In blocking the newly drawn congressional map, the three-judge panel wrote that they are “deeply troubled” that Alabama lawmakers flouted their instruction to create a second majority-Black district or something close to it. A designated special master will be tapped to draw new districts for the state, the judges ordered.
“This is a significant step toward equal representation for Black Alabamians,” said former U.S. Attorney General Eric Holder, chairman of the National Democratic Redistricting Committee, which backed one of the court challenges that led to the decision.
The Alabama attorney general’s office did not immediately respond to an email seeking comment. The state is expected to appeal the decision to the U.S. Supreme Court.
The Republican-controlled Alabama Legislature hastily drew new lines this summer after the U.S. Supreme Court in June upheld the panel’s finding that the map — that had one majority-Black district out of seven in a state where 27% of residents are Black — likely violated the U.S. Voting Rights Act.

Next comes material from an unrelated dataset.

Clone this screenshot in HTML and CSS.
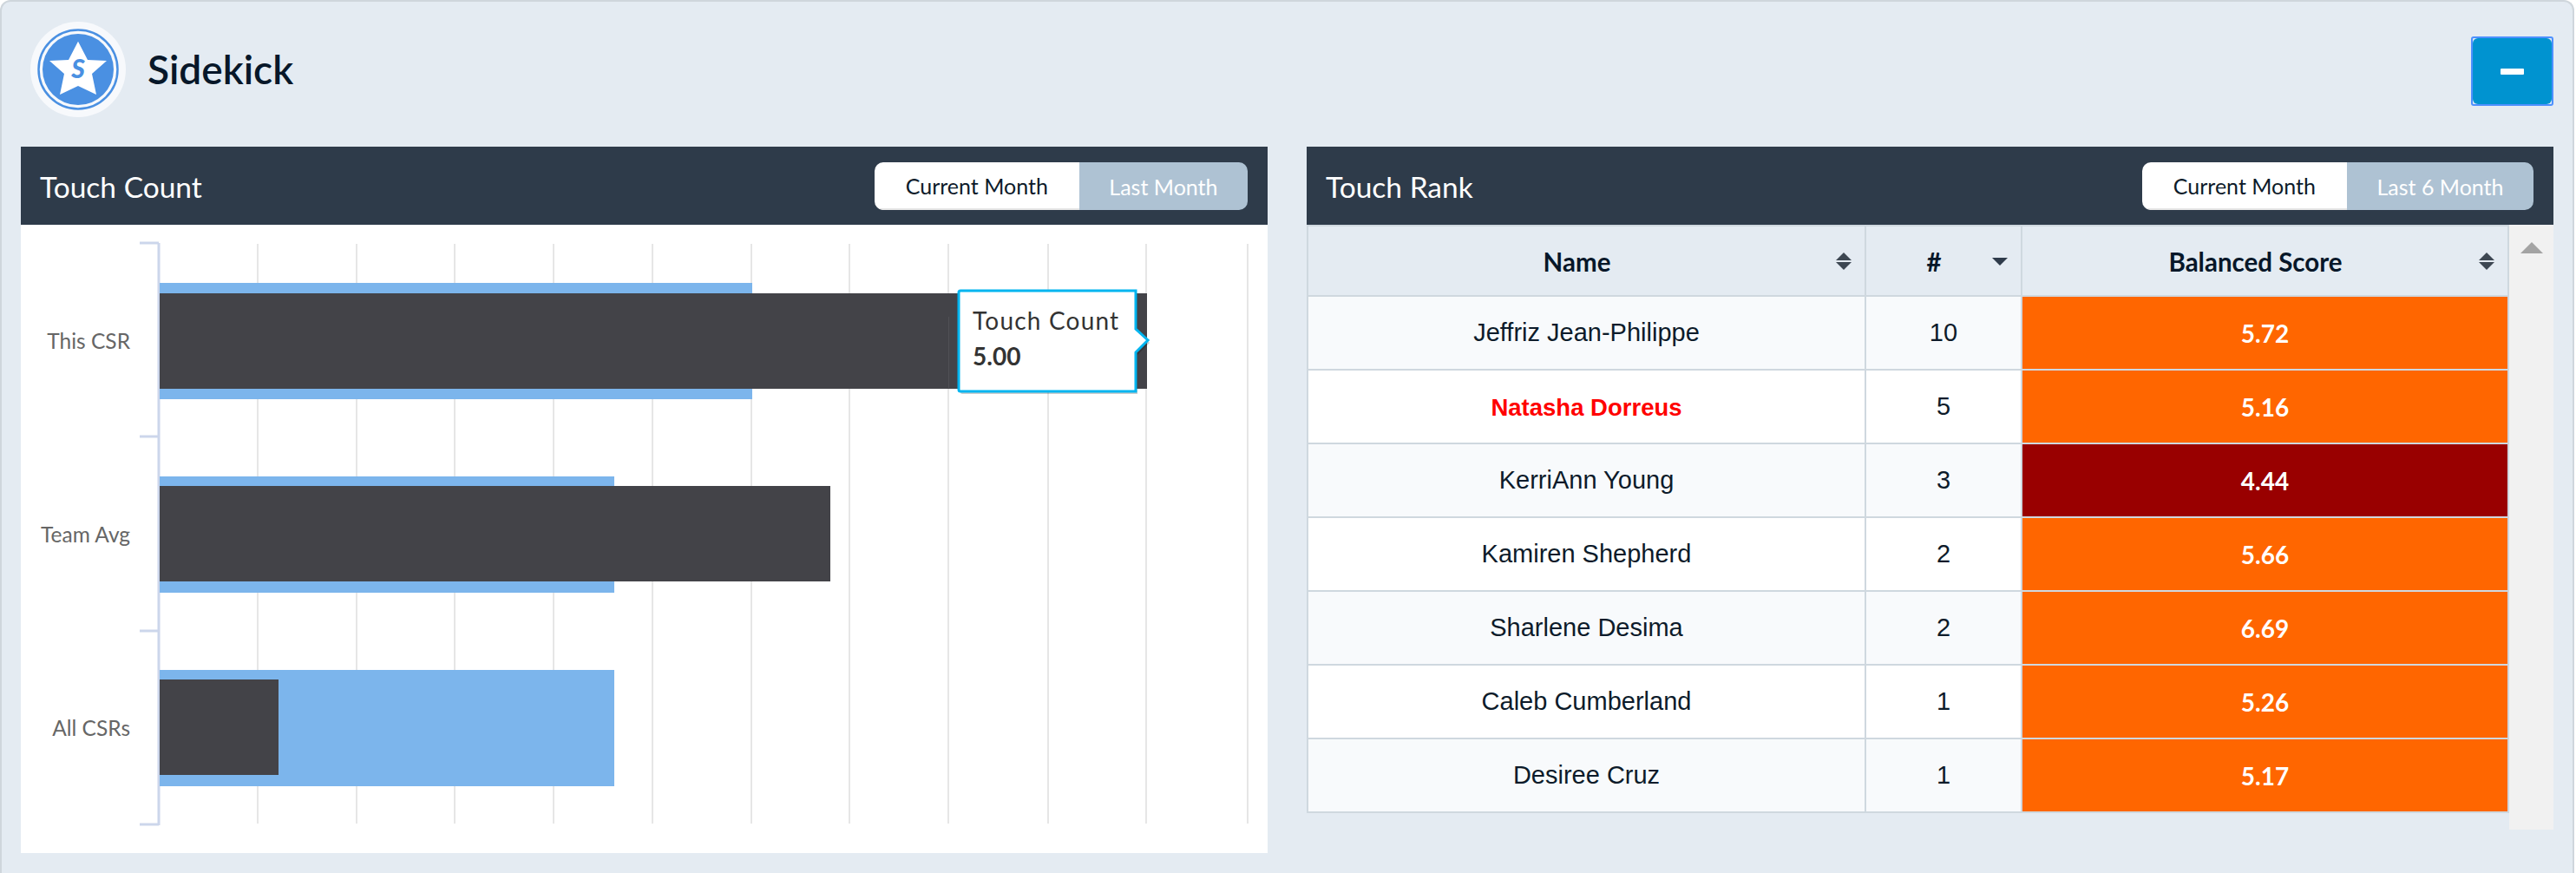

The three-judge panel, in striking down Alabama’s map in 2022, said the state should have two districts where Black voters have an opportunity to elect their preferred candidates. Because of racially polarized voting in the state, that map would need to include a second district where Black voters are the majority or “something quite close,” the judges wrote.
Alabama lawmakers in July passed a new map that maintained a single majority-Black district and boosted the percentage of Black voters in another district, District 2, from about 30% to almost 40%.

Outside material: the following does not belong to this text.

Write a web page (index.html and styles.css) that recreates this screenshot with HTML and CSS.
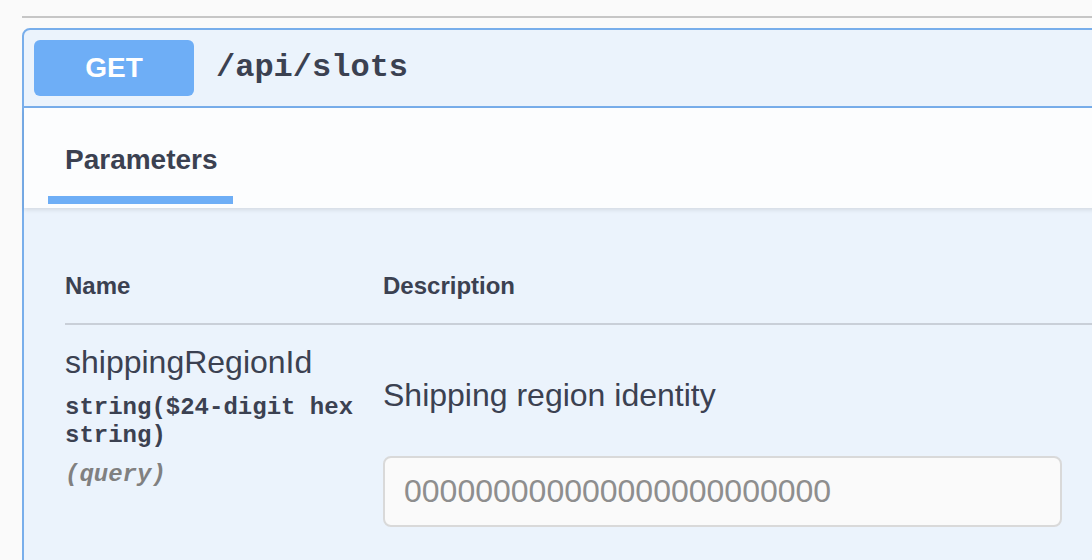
FILE: index.html
```
<!DOCTYPE html>
<html lang="en">
<head>
<meta charset="utf-8">
<title>/api/slots</title>
<link rel="stylesheet" href="styles.css">
</head>
<body>
<div class="page">
  <div class="rule"></div>
  <div class="opblock">
    <div class="summary">
      <span class="method">GET</span>
      <span class="path">/api/slots</span>
    </div>
    <div class="section-header">
      <div class="tab"><h4 class="tab-title">Parameters</h4></div>
    </div>
    <div class="params">
      <div class="params-head">
        <div class="col-name">Name</div>
        <div class="col-desc">Description</div>
      </div>
      <div class="param-row">
        <div class="col-name">
          <div class="param-name">shippingRegionId</div>
          <div class="param-type">string($24-digit hex string)</div>
          <div class="param-in">(query)</div>
        </div>
        <div class="col-desc">
          <p class="param-desc">Shipping region identity</p>
          <input class="param-input" type="text" placeholder="000000000000000000000000">
        </div>
      </div>
    </div>
  </div>
</div>
</body>
</html>
```
FILE: styles.css
```
html, body {
  margin: 0;
  padding: 0;
}
html {
  height: 560px;
  overflow: hidden;
}
body {
  height: 560px;
  background: #fafafa;
  overflow: hidden;
  font-family: "Liberation Sans", Arial, sans-serif;
  color: #3b4151;
}
.page {
  padding: 16px 0 0 22px;
}
.rule {
  height: 2px;
  background: #c6c6c6;
}
.opblock {
  margin-top: 10px;
  margin-right: -40px;
  border: 2px solid #78aeeb;
  border-radius: 8px;
  background: #ebf3fc;
}
.summary {
  display: flex;
  align-items: center;
  padding: 10px;
  border-bottom: 2px solid #78aeeb;
}
.method {
  width: 160px;
  height: 56px;
  line-height: 56px;
  text-align: center;
  border-radius: 6px;
  background: #6eaef6;
  color: #ffffff;
  font-weight: 700;
  font-size: 28px;
}
.path {
  margin-left: 22px;
  font-family: "Liberation Mono", "Courier New", monospace;
  font-weight: 700;
  font-size: 32px;
  line-height: 36px;
  color: #3b4151;
}
.section-header {
  height: 100px;
  padding: 0 24px;
  display: flex;
  align-items: flex-end;
  background: #fcfdfe;
  box-shadow: 0 2px 4px rgba(0, 0, 0, 0.1);
  position: relative;
}
.tab {
  width: 185px;
  margin-bottom: 4px;
}
.tab::after {
  content: "";
  display: block;
  height: 8px;
  margin-top: 20px;
  background: #6eaef6;
}
.tab-title {
  margin: 0;
  padding-left: 17px;
  font-size: 28px;
  line-height: 32px;
  font-weight: 700;
}
.params {
  padding: 64px 0 48px 41px;
}
.params-head,
.param-row {
  display: grid;
  grid-template-columns: 318px 1fr;
}
.params-head {
  font-size: 24px;
  line-height: 28px;
  font-weight: 700;
  padding-bottom: 23px;
  border-bottom: 2px solid #c9cfd8;
}
.param-row {
  padding-top: 19px;
}
.param-name {
  font-size: 32px;
  line-height: 36px;
}
.param-type {
  margin-top: 14px;
  font-family: "Liberation Mono", "Courier New", monospace;
  font-weight: 700;
  font-size: 24px;
  line-height: 28px;
}
.param-in {
  margin-top: 11px;
  font-family: "Liberation Mono", "Courier New", monospace;
  font-weight: 700;
  font-style: italic;
  font-size: 24px;
  line-height: 28px;
  color: #808080;
}
.param-desc {
  margin: 33px 0 0 0;
  font-size: 32px;
  line-height: 36px;
}
.param-input {
  display: block;
  box-sizing: border-box;
  margin-top: 43px;
  width: 679px;
  height: 71px;
  padding: 0 19px;
  border: 2px solid #d9d9d9;
  border-radius: 8px;
  background: #fafafa;
  font-family: "Liberation Sans", Arial, sans-serif;
  font-size: 32px;
  color: #3b4151;
  outline: none;
}
.param-input::placeholder {
  color: #8e8e8e;
}
```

“We are not aware of any other case in which a state legislature — faced with a federal court order declaring that its electoral plan unlawfully dilutes minority votes and requiring a plan that provides an additional opportunity district — responded with a plan that the state concedes does not provide that district,” the judges wrote in the ruling rejecting the new map.

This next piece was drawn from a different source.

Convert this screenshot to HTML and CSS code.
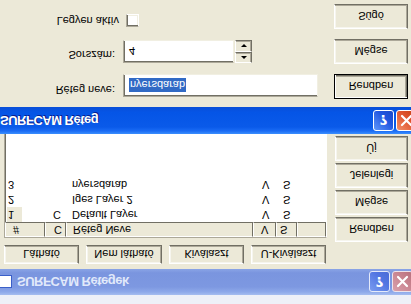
FILE: index.html
```html
<!DOCTYPE html>
<html lang="hu">
<head>
<meta charset="utf-8">
<title>SURFCAM Rétegek</title>
<link rel="stylesheet" href="styles.css">
</head>
<body>
<div class="screen">
  <div class="strip"></div>
  <section class="win back">
    <div class="title inactive">
      <span class="app-icon"></span>
      <span class="title-text">SURFCAM Rétegek</span>
      <span class="tb-btns">
        <span class="tb help">?</span>
        <span class="tb close"><svg width="19" height="19" viewBox="0 0 19 19"><path d="M5 5 L14 14 M14 5 L5 14" stroke="#fff" stroke-width="2.2" stroke-linecap="round"/></svg></span>
      </span>
    </div>
    <div class="back-body">
      <div class="btn-row">
        <button class="btn w75">Látható</button>
        <button class="btn w76">Nem látható</button>
        <button class="btn w75">Kiválaszt</button>
        <button class="btn w75">U-Kiválaszt</button>
      </div>
      <div class="list-area">
        <div class="grid">
          <div class="hd p7">#</div>
          <div class="hd p8">C</div>
          <div class="hd p6">Réteg Neve</div>
          <div class="hd p7">V</div>
          <div class="hd p3">S</div>
          <div class="hd"></div>

          <div class="cell p2"><span class="focus">1</span></div>
          <div class="cell p8">C</div>
          <div class="cell p6">Default Layer</div>
          <div class="cell p9">V</div>
          <div class="cell p7">S</div>
          <div class="cell"></div>

          <div class="cell p3">2</div>
          <div class="cell p8"></div>
          <div class="cell p6">Iges Layer 2</div>
          <div class="cell p9">V</div>
          <div class="cell p7">S</div>
          <div class="cell"></div>

          <div class="cell p3">3</div>
          <div class="cell p8"></div>
          <div class="cell p6">nyersdarab</div>
          <div class="cell p9">V</div>
          <div class="cell p7">S</div>
          <div class="cell"></div>
        </div>
        <div class="side-btns">
          <button class="btn side">Rendben</button>
          <button class="btn side">Mégse</button>
          <button class="btn side">Jelenlegi</button>
          <button class="btn side">Új</button>
        </div>
      </div>
    </div>
  </section>

  <section class="win front">
    <div class="title active">
      <span class="title-text">SURFCAM Réteg</span>
      <span class="tb-btns">
        <span class="tb help">?</span>
        <span class="tb close"><svg width="19" height="19" viewBox="0 0 19 19"><path d="M5 5 L14 14 M14 5 L5 14" stroke="#fff" stroke-width="2.2" stroke-linecap="round"/></svg></span>
      </span>
    </div>
    <div class="front-body">
      <div class="frow">
        <label class="lbl">Réteg neve:</label>
        <div class="ctrl">
          <div class="input name"><span class="sel">nyersdarab</span></div>
        </div>
        <button class="btn dlg default">Rendben</button>
      </div>
      <div class="frow">
        <label class="lbl">Sorszám:</label>
        <div class="ctrl">
          <div class="input num">4</div>
          <div class="spin">
            <span class="spin-btn"><span class="tri up"></span></span>
            <span class="spin-btn"><span class="tri down"></span></span>
          </div>
        </div>
        <button class="btn dlg">Mégse</button>
      </div>
      <div class="frow">
        <label class="lbl wide">Legyen aktív</label>
        <div class="ctrl">
          <span class="check"></span>
        </div>
        <button class="btn dlg">Súgó</button>
      </div>
    </div>
  </section>
</div>
</body>
</html>
```

FILE: styles.css
```css
* { box-sizing: border-box; }
html, body { margin: 0; padding: 0; background: #ece9d8; }
body { font-family: "Liberation Sans", Arial, sans-serif; font-size: 11px; color: #000; }

.screen {
  position: relative;
  width: 411px;
  height: 304px;
  overflow: hidden;
  background: #ece9d8;
  transform: scaleY(-1);
}

.strip { height: 9px; background: #eef0f8; }

/* title bars */
.title {
  display: flex;
  align-items: center;
  font-weight: bold;
  font-size: 13px;
  letter-spacing: -0.5px;
  white-space: nowrap;
}
.title.inactive {
  height: 26px;
  background: linear-gradient(#a5bdf0 0, #8ea9ea 3px, #7d98e1 8px, #7a95df 85%, #8aa4e6 100%);
  color: #e1e9fa;
}
.title.active {
  height: 27px;
  background: linear-gradient(#3c8ffd 0, #1a6cf5 3px, #0a5ae9 7px, #0555e6 80%, #0a4fd8 100%);
  color: #fff;
  text-shadow: 1px 1px #0a1e8c;
  padding-left: 4px;
}
.app-icon {
  width: 13px;
  height: 13px;
  margin-left: -1px;
  background: #fff;
  border: 1px solid #3a5fc8;
  border-left: none;
}
.inactive .title-text { margin-left: 5px; }
.tb-btns { display: flex; gap: 2px; margin-left: auto; }
.back .tb-btns { margin-right: -2px; }
.front .tb-btns { margin-right: 11px; }
.tb {
  width: 21px;
  height: 21px;
  border: 1px solid #fff;
  border-radius: 3px;
  display: flex;
  align-items: center;
  justify-content: center;
  color: #fff;
  font-family: "DejaVu Sans", sans-serif;
  font-size: 14px;
  font-weight: bold;
  letter-spacing: 0;
  text-shadow: none;
}
.active .help { background: linear-gradient(135deg, #5d96fb, #2156e0 60%, #1c48c8); }
.active .close { background: linear-gradient(135deg, #f2906a, #e0552e 55%, #c63e14); }
.inactive .help { background: linear-gradient(135deg, #7a9cf0, #5276e2 60%, #4a6bd6); border-color: #e4eafa; }
.inactive .close { background: linear-gradient(135deg, #d9a0ac, #c8838f 60%, #b8707c); border-color: #eee3ea; }

/* buttons */
.btn {
  font-family: "Liberation Sans", Arial, sans-serif;
  font-size: 11px;
  color: #000;
  background: #ece9d8;
  border: 1px solid;
  border-color: #fff #716f64 #716f64 #fff;
  box-shadow: inset -1px -1px #aca899, inset 1px 1px #f6f5ee;
  padding: 0;
  margin: 0;
}
.btn.default {
  border: 1px solid #000;
  box-shadow: inset 1px 1px #fff, inset -1px -1px #716f64, inset -2px -2px #aca899;
}

.back-body { padding-top: 5px; }
.btn-row { display: flex; gap: 7px; padding-left: 4px; }
.btn-row .btn { height: 19px; }
.w75 { width: 75px; }
.w76 { width: 76px; }

.list-area { display: flex; align-items: flex-start; margin-top: 3px; }
.grid {
  margin-left: 4px;
  margin-top: 4px;
  width: 323px;
  height: 120px;
  background: #fff;
  border: 1px solid;
  border-color: #aca899 #fff #fff #aca899;
  box-shadow: inset 1px 1px #716f64;
  display: grid;
  grid-template-columns: 40px 21px 187px 23px 21px 1fr;
  grid-auto-rows: 15px;
  align-content: start;
}
.hd {
  background: #ece9d8;
  border: 1px solid;
  border-color: #fff #716f64 #716f64 #fff;
  line-height: 13px;
  white-space: nowrap;
}
.cell { line-height: 15px; white-space: nowrap; }
.p2 { padding-left: 2px; }
.p3 { padding-left: 3px; }
.p6 { padding-left: 6px; }
.p7 { padding-left: 7px; }
.p8 { padding-left: 8px; }
.p9 { padding-left: 9px; }
.focus {
  display: inline-block;
  width: 15px;
  height: 15px;
  padding-left: 1px;
  background: #ece9d8;
}

.side-btns {
  display: flex;
  flex-direction: column;
  gap: 2px;
  margin-left: 8px;
}
.btn.side { width: 73px; height: 25px; }

/* front dialog */
.win.front {
  position: absolute;
  top: 170px;
  left: -4px;
  width: 432px;
  height: 140px;
  background: #ece9d8;
}
.front-body {
  padding-top: 8px;
  display: flex;
  flex-direction: column;
  gap: 10px;
}
.frow { display: flex; align-items: flex-start; height: 25px; }
.lbl {
  width: 119px;
  text-align: right;
  padding-top: 3px;
  white-space: nowrap;
}
.lbl.wide { width: 123px; margin-right: -4px; padding-top: 2px; }
.ctrl {
  width: 203px;
  margin-left: 8px;
  display: flex;
  align-items: flex-start;
}
.btn.dlg { width: 74px; height: 25px; margin-left: 8px; }

.input {
  height: 23px;
  background: #fff;
  border: 1px solid;
  border-color: #aca899 #f1efe2 #f1efe2 #aca899;
  box-shadow: inset 1px 1px #716f64;
  padding-left: 5px;
  display: flex;
  align-items: center;
}
.input.name { width: 195px; margin-top: 2px; }
.input.num { width: 111px; margin-top: 1px; }
.sel {
  background: #316ac5;
  color: #fff;
  line-height: 14px;
  padding: 0 1px;
}
.spin {
  display: flex;
  flex-direction: column;
  margin-left: 1px;
  margin-top: 1px;
}
.spin-btn {
  width: 17px;
  height: 11px;
  background: #ece9d8;
  border: 1px solid;
  border-color: #fff #716f64 #716f64 #fff;
  box-shadow: inset -1px -1px #aca899;
  display: flex;
  align-items: center;
  justify-content: center;
}
.spin-btn + .spin-btn { height: 12px; }
.tri { width: 0; height: 0; border-left: 3px solid transparent; border-right: 3px solid transparent; }
.tri.up { border-bottom: 3px solid #000; }
.tri.down { border-top: 3px solid #000; }

.check {
  width: 13px;
  height: 13px;
  margin-top: 2px;
  margin-left: 3px;
  background: #fff;
  border: 1px solid;
  border-color: #aca899 #fff #fff #aca899;
  box-shadow: inset 1px 1px #716f64, inset -1px -1px #f1efe2;
}
```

The group of Black voters who filed one of the two lawsuits that led to the order likened Alabama’s defiance in the case to that of segregationist Gov. George Wallace, who unsuccessfully tried to defy court orders to desegregate.
“History is repeating itself and the district court’s decision confirms that Alabama is again on the losing side. We demand that Alabama again move out of the way and obey our laws — we demand our voting rights,” plaintiffs said in a statement.
In a hearing last month, all three judges pointedly questioned the state's solicitor general about the state's refusal to create a second majority-Black district.
Alabama argued the map complied with the Voting Rights Act and the Supreme Court decision in the case. The state argued that justices did not require the creation of a second majority-Black district if doing so would mean violating traditional redistricting principles, such as keeping communities of interest together.
“District 2 is as close as you are going to get to a second majority-Black district without violating the Supreme Court's decision,” Alabama Solicitor General Edmund LaCour said during oral arguments.
Abha Khanna, an attorney representing one group of plaintiffs in the case, argued during the hearing that Alabama chose “defiance over compliance.”
“Alabama has chosen instead to thumb its nose at this court and to thumb its nose at the nation’s highest court and to thumb its nose at its own Black citizens,” Khanna said.